The excess amount of expenditures over incomes is known as loss.

The amount of money payable by the business to outsiders on a specific point of time is known as liabilities.

The amount of money payable by the business to the outsiders normally after a period of one year are called long term liabilities. Debentures, mortgage loans, long term loans, loans taken from bank and financial institutions are some of the examples of long term liabilities.

The amount of money payable by the business to the outsiders normally within a period of one year is called short term liabilities.

The office resources which are purchased for generating income or revenue are called assets.

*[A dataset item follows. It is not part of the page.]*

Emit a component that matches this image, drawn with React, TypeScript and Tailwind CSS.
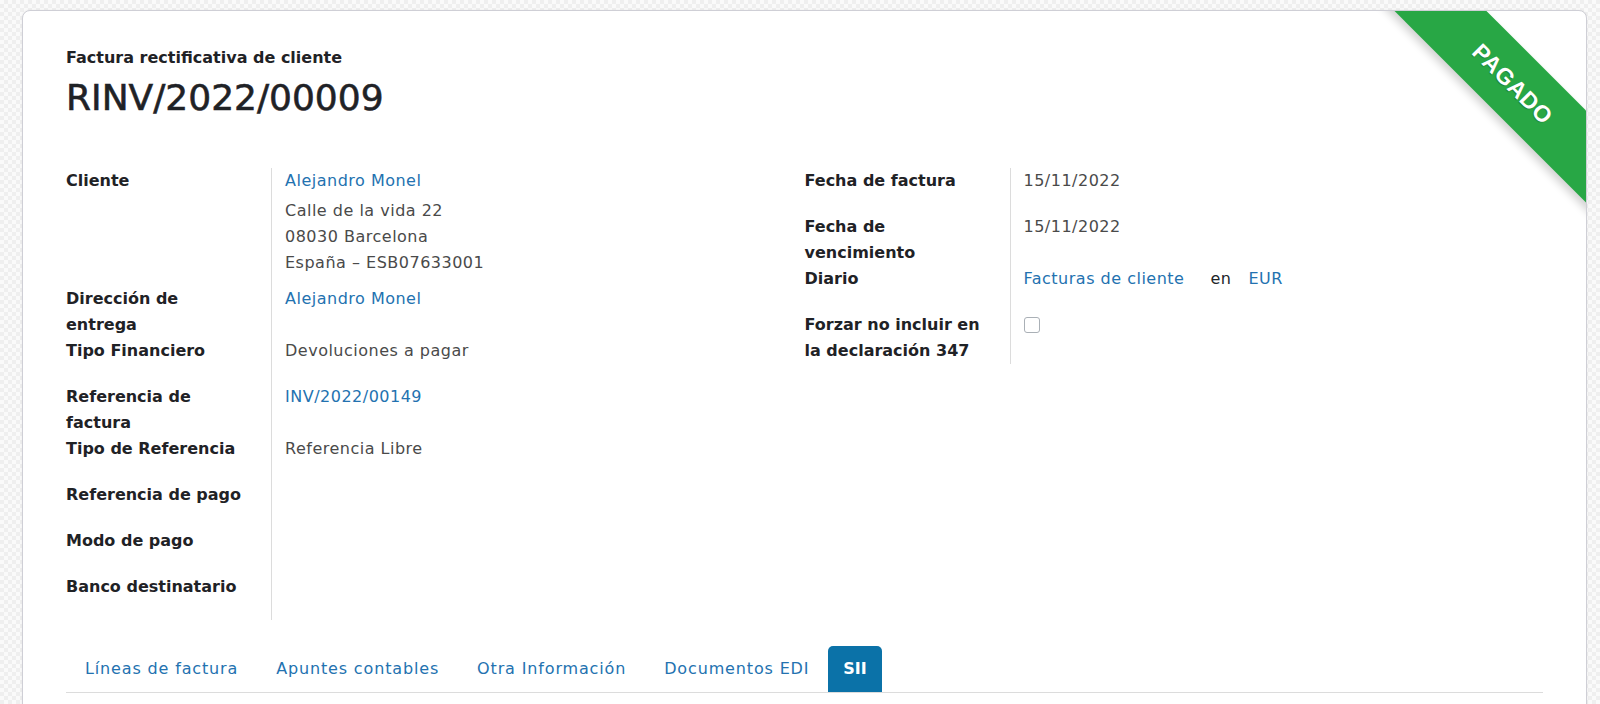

The assets which are purchased for generating income for long period of time are called fixed. Land building, plant and machinery, furniture are some of the examples.

The assets which can be used or converted into cash within a period of time are called current assets. Cash in hand, cash at bank, bills receivable, debtors, marketable securities and stock are some of the examples of current assets.

The materials or goods which remain unsold at the end of an accounting year are known as closing stock.

The amount receivable from the customers against the good sold on credit are called debtors.

The amount payable to the suppliers against the goods purchased on credit are called creditors.

The amount of bill drawn by the creditor accepted by the business promising in writing for paying the amount of goods purchased on credit on a certain date is called bills payable.

The amount of cash remains in the business on any given point of time is called cash in hand.

Expenses paid in advanced are called prepaid expenses. Prepaid expenses are current assets of the business.

The incomes, which are not earned but received in advance, are advanced incomes. Advance incomes are current liabilities of the business.

Incomes earned but not yet received are called accrued incomes. Accrued incomes are current assets of the business.

Interest is an extra amount paid to a money lender against the use of his money for a given period.

The amount borrowed from the individual and financial institution is known as loan.

Bank is financial institution, which accepts deposits from the public in different accounts and grants loans to individuals and corporations against their securities.

A cheque is an unconditional order drawn upon a specified banker signed by the marker.

The excess amount of incomes over expenditure is known as profit.